Footprints Across Scotland
Why not make a few of your own!
20th & 21st July 2013
Away with the fairies on An Sidhean (The Fairy Hill).
Its not very often when embarking on a backpack into the Scottish highlands that questions like “will it be to hot“? and “will I find enough water on the hill to top up my water bottles“? raise their head. But despite these slight concerns it looked like it would be a good weekend to hit the high tops. When considering route options for the area I had originally planned to tackle Bac an Eich along with An Sidhean but during a winter trip to Strathconon I climbed Bac an Eich in isolation so decided to just concentrate my efforts on An Sidhean. Todays temperatures were due to reach the high twenties, in stark contrast to the near sub zero temperatures of the prevoius January Meallan nan Uan, Sgurr a' Mhuilinn & Bac an Eich (Strathconon). Beginning at Inverchoran I crossed the river Meig and headed up Gleann Chorainn, the craggy knoll Sgurr Toll Lochain, which guards this approach to Bac an Eich, poked its nose above the trees.

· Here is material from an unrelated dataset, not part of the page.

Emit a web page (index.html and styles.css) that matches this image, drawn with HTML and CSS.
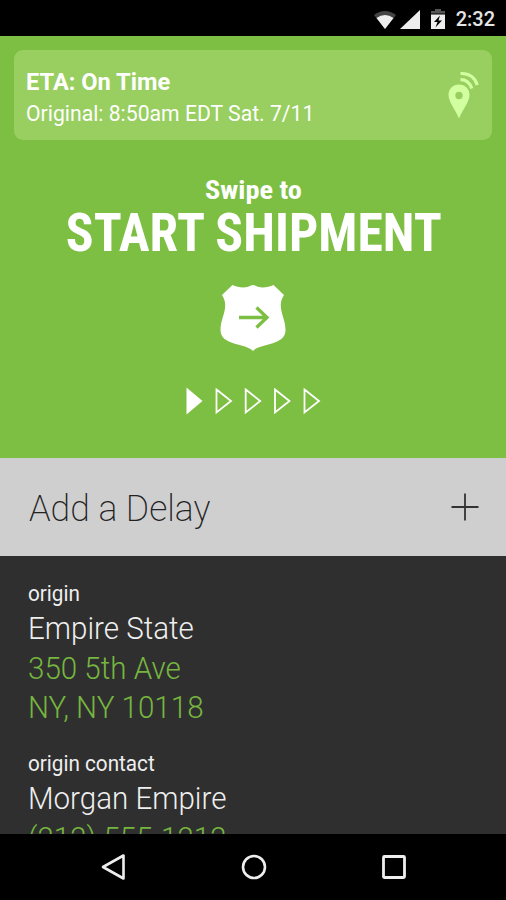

After wetting hat and brow I continued up the pleasantly narrow glen stopping to take advantage of any burns with a good flow of water. After rising up to Torran Ceann Liath and trying unsuccessfully to escape the attentions of numerous cleggs I reached a fork in the path.
Gleann Chorainn from Torran Ceann Liath
The left hand fork dropped to the shore of Loch na Caoidhe while I took the right heading for Drochaid Coire Mhadaidh and looked for a water re-supply point.
Strathfarrar hills from Drochaid Coire Mhadaidh
A side burn provided a source and I loaded up enough water to see me through to the following morning. From the bealach at the head of the pass I took the stalkers path leading onto Sgurr Coire nan Eun. The peaks of Stathfarrer rose majestically on the other side of Loch na Caoidhe to the south.
Strathfarrar hills from Sgurr Coire nan Eun
A long grassy ridge interspersed with the occasional peat hag now lay ahead as it doglegged its way over to An Sidhean. I was hoping and was pleased to find that the lochans near the summit still contained a good quantity of water. I dropped my pack and made a quick visit to the summit before returning to pitch the tent.
Camp on An Sidhean
The water in the lochan was warm and made for a pleasant ‘bath time’. Before eating I had a wander around the hillside and another look at the summit. Despite the lack of wind and the warm temperatures the evening was insect free and I could sit outside and enjoy the onset of sunset.
Bac an Eich from An Sidhean
The morning dawned clear with mist in the glens so I took my time over breakfast and had a little wander as the previous evening enjoying the scene.
Glen Cannich hills
My route off would take me south along the broad ridge dropping to the high pass at Clach a’ Chomharraidh.
A short steep pull then had me on the ridge of Druim Dubh. A number of deer scattered from their resting place on the top further along.
An Sidhean from Druimm Dubh
As the ridge dropped towards a lochan I picked up the feint path heading down to the River Orrin. By now the cleggs had rejoined me and I upped my pace to try and reduce the numbers landing for a bite. I eventually managed to get free of them when on the stony shore of Loch na Caoidhe where a stiff breeze had picked up. I took advantage of the peace and settled down for a leisurely lunch. The loch waters were too inviting to resist and a cool down after the brisk walking was very welcome.
The only problem with the stop was the staring again, it was so pleasant just sitting soaking up the atmosphere, I was very reluctant to move on. But it was time to go and so I continued my journey downstream. The way narrowed for a while before opening out again to reveal Am Fiar-loch.
The path then continued under the craggy slopes of Creag a’ Ghlastail and across a short boulder field to reach Loch na Frianich.
Loch na Frianich
I continued to follow the River Orrin for a while ignoring the track branching up hill enjoying the tranquillity and views east down the glen.
Cutting uphill I joined the path gaining shade of the trees below the impressive craggy face of Creag a’ Ghlastail. Rising up the track passed between Beinn Mheadhoin and Carn na Cre before easing down over a couple of km to Inverchoran.
Bac an Eich above Gleann Chorainn
Horses in front of the house were finding shade in the paddock as were a couple of stags standing amongst the trees. Noticing my approach they followed the fence line for a while before clearing the five foot obstacle with ease. It was still very warm so I decided on a cooling dip and a spot of lunch further up the glen beside Loch Beannacharain to round off what had been a fine weekend.